Approach 1 : use buffered Reader.
private HashMap<String, MutableLong> readFile(File file) throws IOException {
final HashMap<String, MutableLong> keyHolder = new HashMap<>();
try (BufferedReader br = new BufferedReader(new InputStreamReader(
new FileInputStream(file), "UTF-8"))) {
for (String line; (line = br.readLine()) != null;) {
// processing the line.
final String[] keyContents = line
.split(KeyCountExam.COMMA_DELIMETER);
if (keyContents.length == 2) {
final String keyName = keyContents[0];
final long count = Long.parseLong(keyContents[1]);
final MutableLong keyCount = keyHolder.get(keyName);
if (keyCount != null) {
keyCount.add(count);
keyHolder.put(keyName, keyCount);
} else {
keyHolder.put(keyName, new MutableLong(count));
}
}
}
}
return keyHolder;
}
private static final String COMMA_DELIMETER = ",";
private static volatile Pattern commaPattern = Pattern
.compile(COMMA_DELIMETER);
I have used MutableLong ( , since i dont want to create BigInteger for each time . And again it may be very big file and i don't have control on how max a key can occur
Another Approach :
use Scanner and use two Delimiter
private static final String LINE_SEPARATOR_PATTERN = "\r\n|[\n\r\u2028\u2029\u0085]";
private static final String LINE_PATTERN = ".*(" + LINE_SEPARATOR_PATTERN
+ ")|.+$";
private static volatile Pattern linePattern = Pattern.compile(LINE_PATTERN);
My Question is . i have went through the hasNext in Scanner and to me there is no harm to switch the Pattern . And i belive from Java 7, Scanner do has limited buffer can be enough for this kind of file.

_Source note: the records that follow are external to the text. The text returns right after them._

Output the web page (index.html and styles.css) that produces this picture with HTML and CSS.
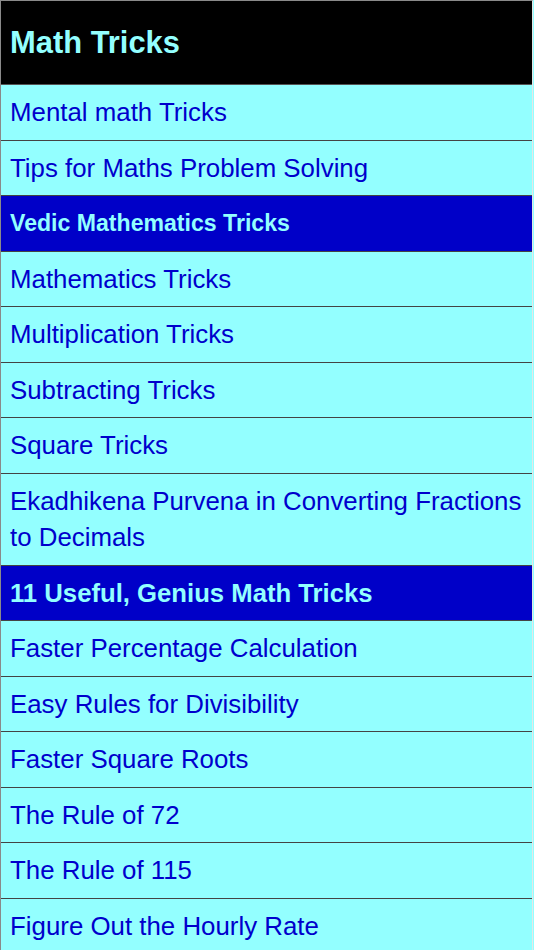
FILE: index.html
```html
<!DOCTYPE html>
<html lang="en">
<head>
<meta charset="utf-8">
<title>Math Tricks</title>
<link rel="stylesheet" href="styles.css">
</head>
<body>
<div class="list">
  <div class="title">Math Tricks</div>
  <div class="row">Mental math Tricks</div>
  <div class="row">Tips for Maths Problem Solving</div>
  <div class="row section small">Vedic Mathematics Tricks</div>
  <div class="row">Mathematics Tricks</div>
  <div class="row">Multiplication Tricks</div>
  <div class="row">Subtracting Tricks</div>
  <div class="row">Square Tricks</div>
  <div class="row">Ekadhikena Purvena in Converting Fractions to Decimals</div>
  <div class="row section">11 Useful, Genius Math Tricks</div>
  <div class="row">Faster Percentage Calculation</div>
  <div class="row">Easy Rules for Divisibility</div>
  <div class="row">Faster Square Roots</div>
  <div class="row">The Rule of 72</div>
  <div class="row">The Rule of 115</div>
  <div class="row">Figure Out the Hourly Rate</div>
</div>
</body>
</html>
```
FILE: styles.css
```css
html, body {
  margin: 0;
  padding: 0;
  background: #93ffff;
}
body {
  font-family: "Liberation Sans", Arial, sans-serif;
  overflow: hidden;
}
.list {
  width: 531px;
  border-top: 1px solid #8a8a8a;
  border-left: 1px solid #8a8a8a;
  border-right: 1px solid #e6e6e6;
  display: flex;
  flex-direction: column;
}
.title {
  height: 83px;
  background: #000;
  color: #93ffff;
  font-weight: bold;
  font-size: 30.9px;
  display: flex;
  align-items: center;
  padding-left: 9px;
  border-bottom: 1px solid #555;
}
.row {
  padding: 9px 9px;
  line-height: 36.5px;
  font-size: 25.85px;
  color: #0000cc;
  border-bottom: 1px solid #444;
}
.row.section {
  background: #0000c8;
  color: #93ffff;
  font-weight: bold;
  font-size: 25.7px;
}
.row.section.small {
  font-size: 23.1px;
}
```
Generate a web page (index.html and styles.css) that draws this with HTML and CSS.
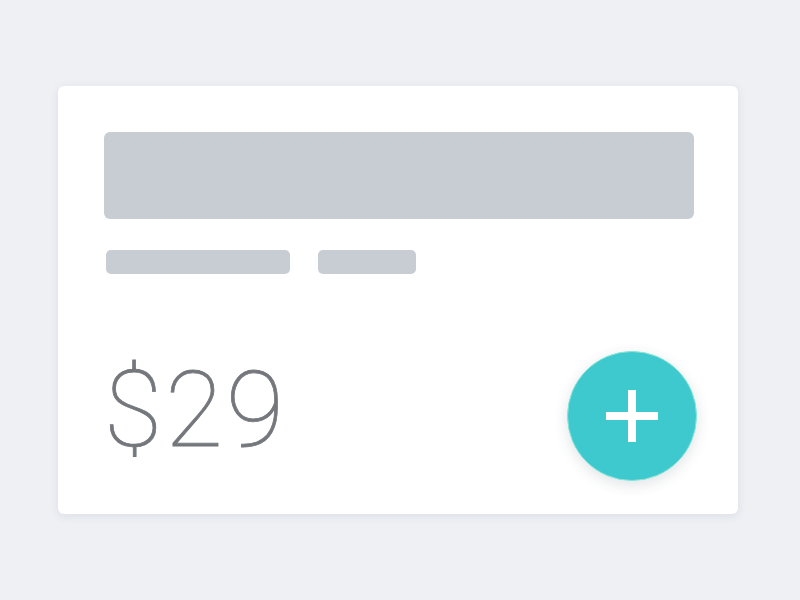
FILE: index.html
```html
<!DOCTYPE html>
<html>
<head>
<meta charset="utf-8">
<link rel="stylesheet" href="styles.css">
</head>
<body>
<div class="card">
  <div class="banner"></div>
  <div class="meta">
    <div class="pill pill-long"></div>
    <div class="pill pill-short"></div>
  </div>
  <div class="footer">
    <div class="price">$29</div>
    <button class="fab" aria-label="Add">
      <svg width="52" height="52" viewBox="0 0 52 52"><rect x="0" y="22" width="52" height="8" fill="#fff"/><rect x="22" y="0" width="8" height="52" fill="#fff"/></svg>
    </button>
  </div>
</div>
</body>
</html>
```
FILE: styles.css
```css
html, body { margin: 0; padding: 0; }
body {
  background: #eef0f4;
  width: 800px;
  height: 600px;
  font-family: "Roboto", "Liberation Sans", sans-serif;
  overflow: hidden;
}
.card {
  box-sizing: border-box;
  margin: 86px 0 0 58px;
  width: 680px;
  height: 428px;
  background: #fff;
  border-radius: 6px;
  box-shadow: 0 2px 10px rgba(60, 70, 90, 0.10);
  padding: 46px 41px 33px 46px;
  display: flex;
  flex-direction: column;
}
.banner {
  width: 590px;
  height: 87px;
  background: #c8cdd3;
  border-radius: 6px;
}
.meta {
  display: flex;
  gap: 28px;
  margin: 31px 0 0 2px;
}
.pill {
  height: 24px;
  background: #c8cdd3;
  border-radius: 5px;
}
.pill-long { width: 184px; }
.pill-short { width: 98px; }
.footer {
  margin-top: auto;
  display: flex;
  justify-content: space-between;
  align-items: center;
}
.price {
  font-family: "Roboto", sans-serif;
  font-weight: 100;
  font-size: 106px;
  color: #74777c;
  line-height: 1;
  margin: 0 0 12px 0;
  letter-spacing: 3px;
  -webkit-text-stroke: 0.8px #74777c;
}
.fab {
  width: 130px;
  height: 130px;
  border-radius: 50%;
  border: 1px solid #86e6da;
  background: #3dc9ce;
  box-shadow: 0 4px 14px rgba(40, 60, 70, 0.14);
  display: flex;
  align-items: center;
  justify-content: center;
  padding: 0;
  cursor: pointer;
}
.fab svg { display: block; }
```
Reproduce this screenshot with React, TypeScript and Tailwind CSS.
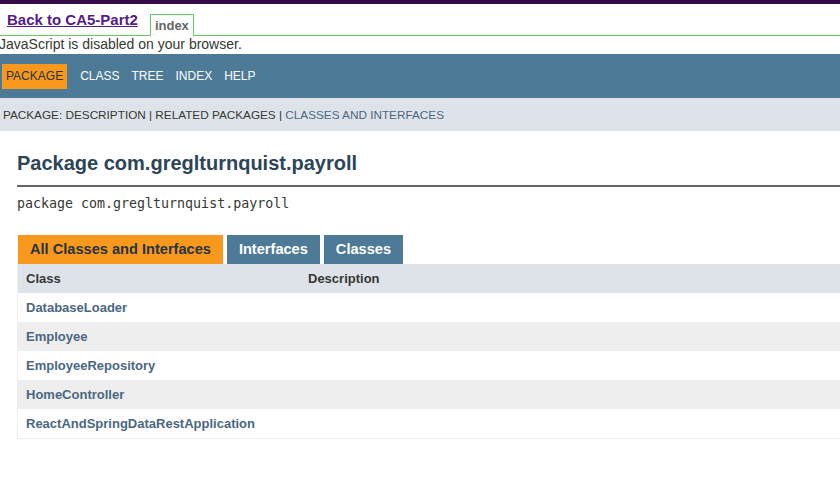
import React from 'react';

const classes = [
  'DatabaseLoader',
  'Employee',
  'EmployeeRepository',
  'HomeController',
  'ReactAndSpringDataRestApplication',
];

const App: React.FC = () => {
  return (
    <div className="min-h-[492px] w-[840px] overflow-hidden bg-white font-['Liberation_Sans',Arial,sans-serif] text-[#353833]">
      {/* top strip */}
      <div className="h-[4px] bg-[#350a48]" />

      {/* back link + index tab */}
      <div className="flex h-[32px] items-end border-b border-[#66cc66] pl-[7px]">
        <a href="#" className="mb-[7px] text-[15px] font-bold leading-[17px] text-[#551a8b] underline">
          Back to CA5-Part2
        </a>
        <div className="-mb-px ml-[12px] flex h-[22px] items-center border border-b-0 border-[#66cc66] bg-white px-[4px] text-[13px] font-bold text-[#666]">
          index
        </div>
      </div>
      <div className="-ml-[1px] h-[18px] text-[14px] leading-[17px]">JavaScript is disabled on your browser.</div>

      {/* nav */}
      <div className="flex h-[44px] items-center bg-[#4d7a97] pl-[2px] text-[12px] text-white">
        <span className="flex h-[25px] items-center bg-[#f8981d] px-[4px] text-[#253441]">PACKAGE</span>
        <div className="ml-[13px] flex gap-[12px]">
          <span>CLASS</span>
          <span>TREE</span>
          <span>INDEX</span>
          <span>HELP</span>
        </div>
      </div>
      <div className="flex h-[33px] items-center bg-[#dee3e9] pl-[3px] text-[11.75px]">
        <span>PACKAGE:&nbsp;DESCRIPTION&nbsp;|&nbsp;RELATED PACKAGES&nbsp;|&nbsp;</span>
        <span className="text-[#4a6782]">CLASSES AND INTERFACES</span>
      </div>

      {/* main */}
      <div className="pl-[17px]">
        <h1 className="mt-[19px] h-[26px] text-[20px] font-bold leading-[26px] text-[#2c4557]">
          Package com.greglturnquist.payroll
        </h1>
        <div className="mt-[9px] h-[2px] bg-[#666]" />
        <div className="mt-[9px] font-['DejaVu_Sans_Mono',monospace] text-[13.3px] leading-[16px]">
          package com.greglturnquist.payroll
        </div>

        <div className="mt-[23px] flex gap-[4px] pl-[1px] text-[14.6px] font-bold">
          <div className="flex h-[29px] items-center bg-[#f8981d] px-[12px] text-[#253441]">All Classes and Interfaces</div>
          <div className="flex h-[29px] items-center bg-[#4d7a97] px-[12px] text-white">Interfaces</div>
          <div className="flex h-[29px] items-center bg-[#4d7a97] px-[12px] text-white">Classes</div>
        </div>

        <div className="border-b border-l border-[#eeeeee] text-[13px] font-bold">
          <div className="grid h-[29px] grid-cols-[289px_1fr] items-center bg-[#dee3e9]">
            <span className="pl-[8px]">Class</span>
            <span className="pl-[1px]">Description</span>
          </div>
          {classes.map((name, i) => (
            <div
              key={name}
              className={`grid h-[29px] grid-cols-[289px_1fr] items-center ${i % 2 === 1 ? 'bg-[#eeeeee]' : 'bg-white'}`}
            >
              <a href="#" className="pl-[8px] text-[#4a6782]">{name}</a>
              <span />
            </div>
          ))}
        </div>
      </div>
    </div>
  );
};

export default App;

Do any one perfer Approach 2 over Approach 1 or do we have any other option other than this. I just did sop for testing purpose. Obviously the same code in approach 1 would replace here. Using split in Approach1 would create multiple String instances. which can be avoided here ( am i right) , by scanning char sequence.
private HashMap<String, BigInteger> readFileScanner(File file)
throws IOException {
final HashMap<String, BigInteger> keyHolder = new HashMap<>();
try (Scanner br = new Scanner(file, "UTF-8")) {
while (br.hasNext()) {
br.useDelimiter(commaPattern);
System.out.println(br.next());
System.out.println(br.next());
br.useDelimiter(linePattern);
}
}
return keyHolder;
}